Agrippés au sommet d’une barrière grillagée, des corps de mâles noirs prêts
à déferler sur les sociétés européennes pour en déstabiliser l’équilibre
patriarcal et capitaliste : voilà l’image inlassablement brandie par les
cassandres xénophobes, défenseurs de « l’Europe forteresse ». Les femmes sont
constamment absentes des représentations médiatiques et politiciennes du
phénomène migratoire. Elles représentent pourtant, selon l’ONU, 48 % des
personnes migrantes dans le monde, 50 % des réfugiés et entre 51 % et
54 % des personnes en migration vers l’Europe…

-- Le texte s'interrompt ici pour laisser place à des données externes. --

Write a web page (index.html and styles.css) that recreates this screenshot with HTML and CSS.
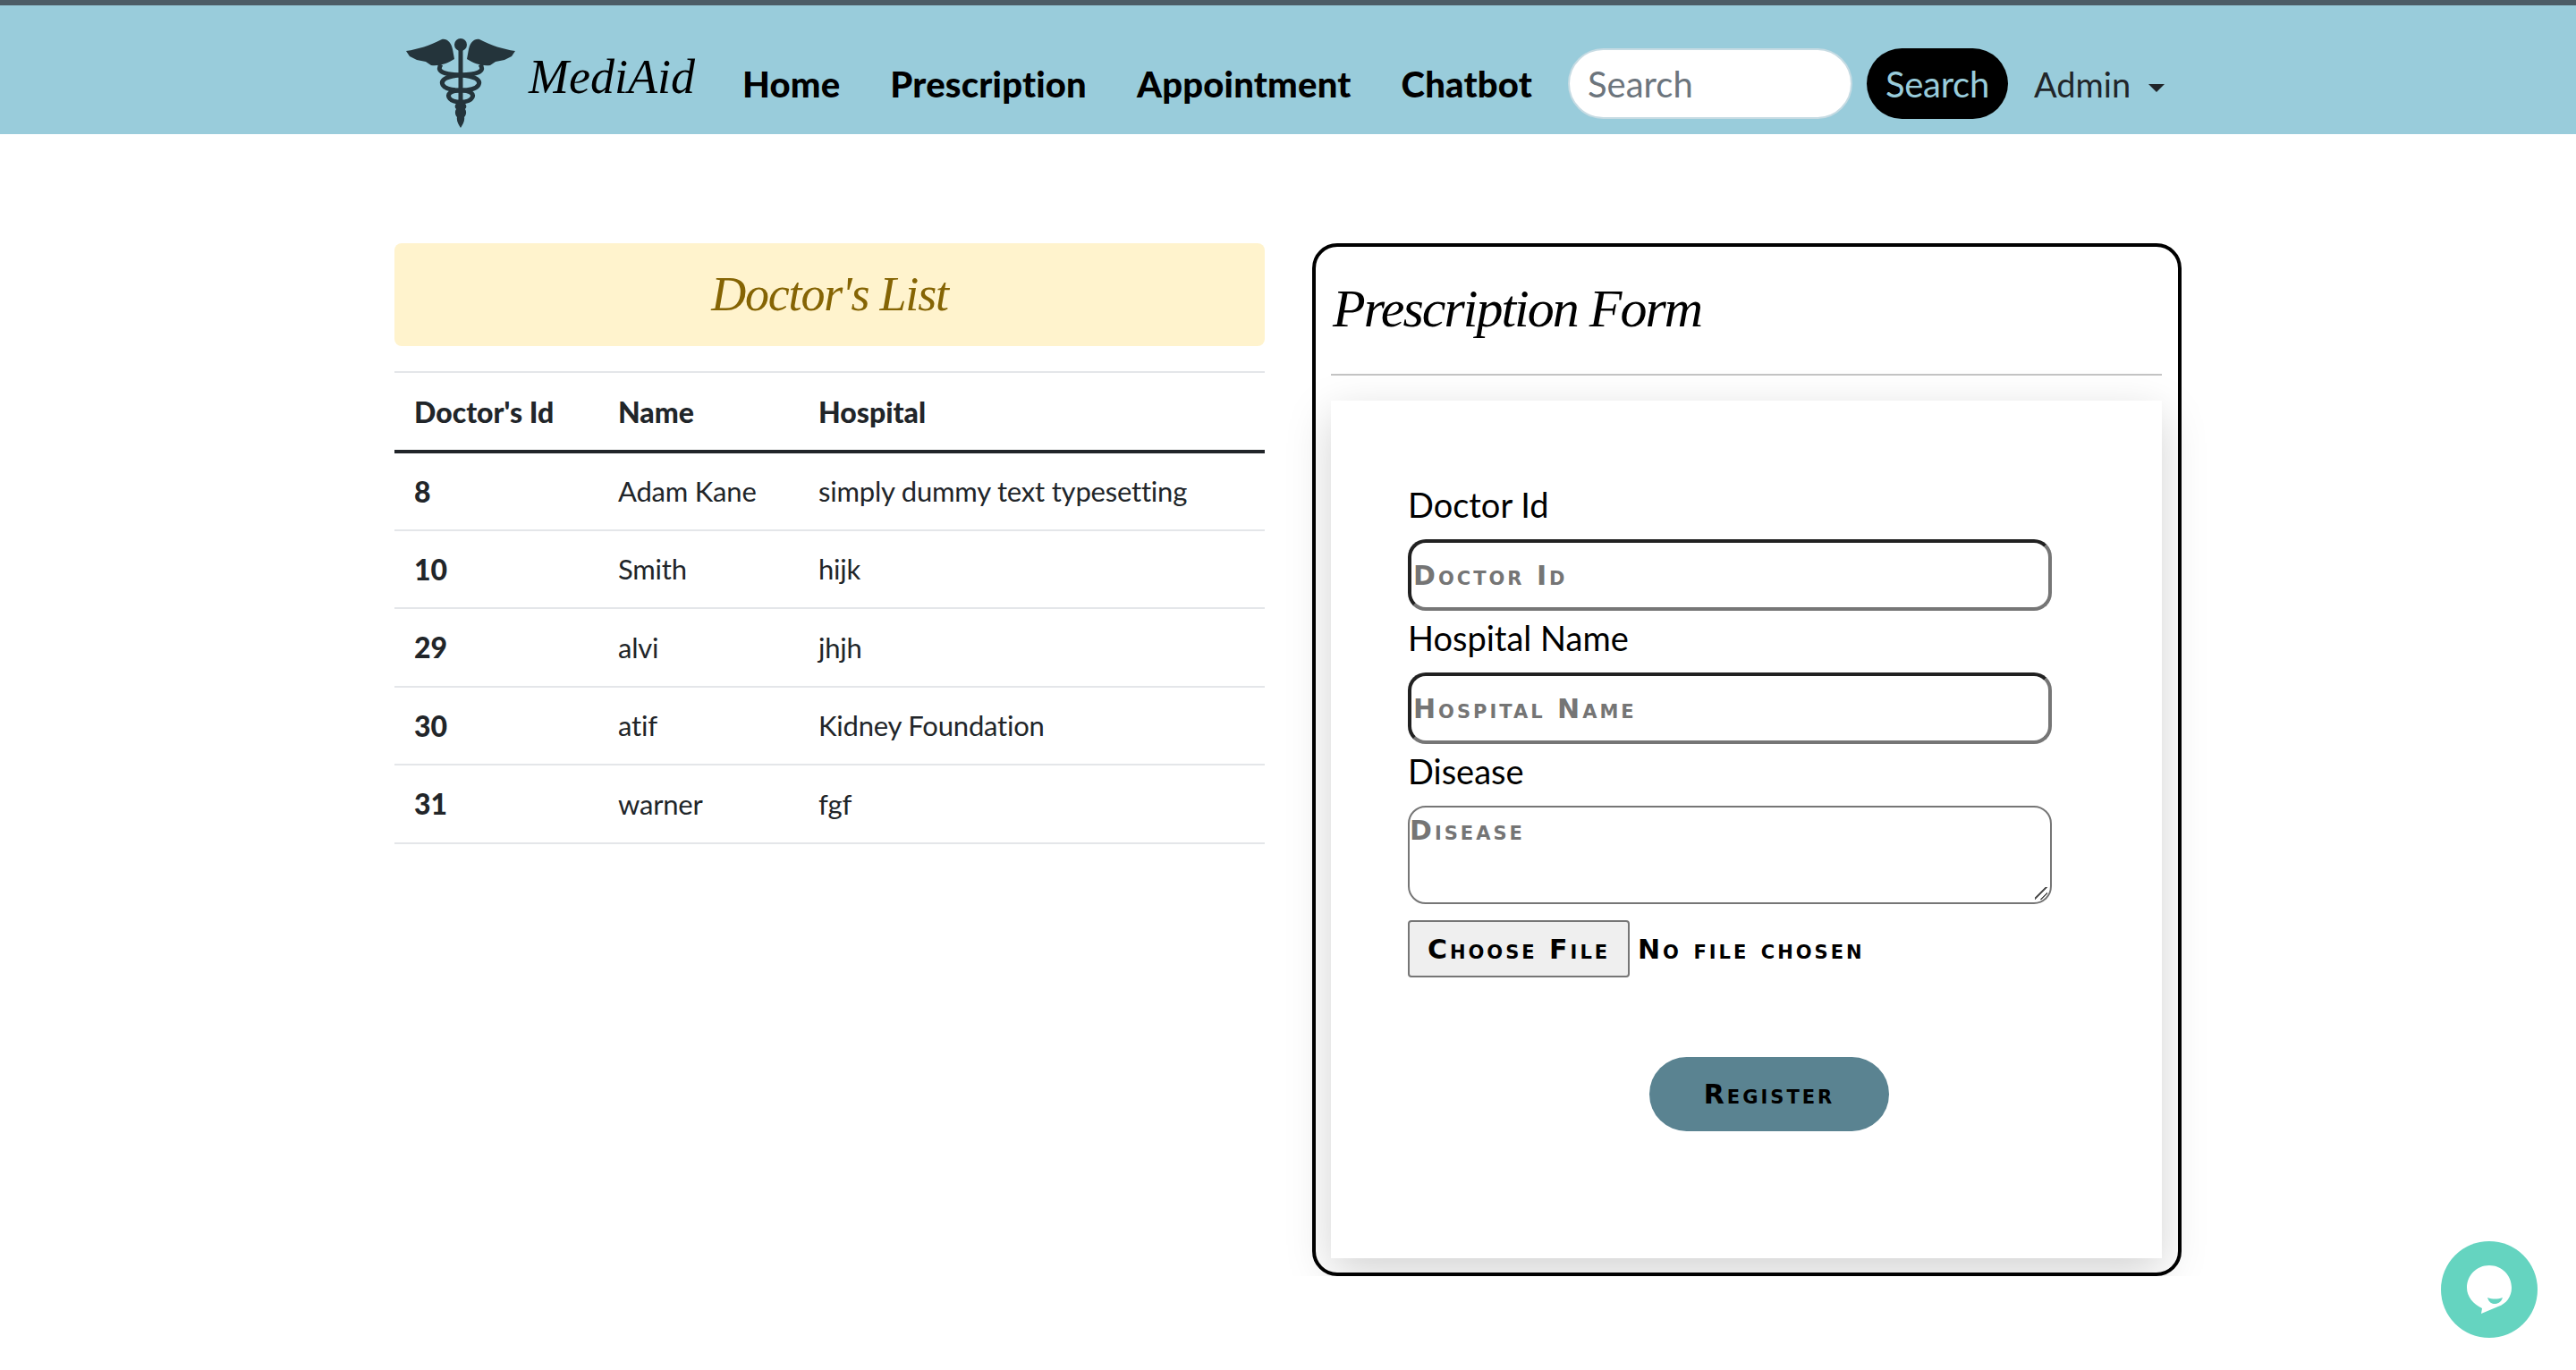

Ce samedi 5 juin, aux abords de la frontière franco-italienne, à Nice
(Alpes-Maritimes), des féministes venues de toute l’Europe se donnent
rendez-vous pour briser ce sort d’invisibilité fait aux femmes exilées. « Nous
refusons les politiques de criminalisation des migrations qui tuent, qui
torturent et qui pèsent particulièrement sur les femmes, notamment sur les
lesbiennes et les personnes trans », explique Pinar Selek,
instigatrice de ce rassemblement d’un genre nouveau baptisé « Toutes aux
frontières ». Elle-même réfugiée en France, l’avocate, sociologue, poète et
bête noire du bourreau d’Ankara, Recep Tayyik Erdogan, a été condamnée, en
2017, à la réclusion criminelle à perpétuité en Turquie. « Notre action
veut rendre visible ce qui ne l’est pas, clame la militante. Elle
est bien sûr ouverte à tous, mais cette fois-ci le féminin l’emportera sur le
masculin. Durant sa trajectoire migratoire, toute personne non conforme à
l’ordre patriarcal est cible de violences sexistes. Féministes habitantes de
l’Europe, nous allons déployer nos forces pour rendre visible ce qui ne l’est
pas, en dénonçant les frontières politiques, constructions viriles et
militaristes, fond ées sur des guerres, des violences et des
morts. »
De fait, il existe très peu de statistiques chiffrées concernant les femmes
et personnes LGBTQI+ en migration. Elles sont pourtant les plus nombreuses à se
noyer en Méditerranée centrale. Subissant le regard sexiste des passeurs, des
forces de sécurité sur leur parcours, mais aussi de leurs compagnons sur le
chemin de l’exil, parfois même des citoyens solidaires et des institutions qui
leur tendent la main, elles sont contraintes à des parcours toujours plus
longs, plus onéreux et plus dangereux. « Elles sont placées à
l’intérieur et au centre de l’embarcation par leurs compagnons d’infortune afin
de les protéger de la noyade, peut-on lire ainsi dans un des carnets
de bord de l’ Ocean-Viking, le nouveau navire de sauvetage de
SOS Méditerranée. Cette position est particulièrement dangereuse.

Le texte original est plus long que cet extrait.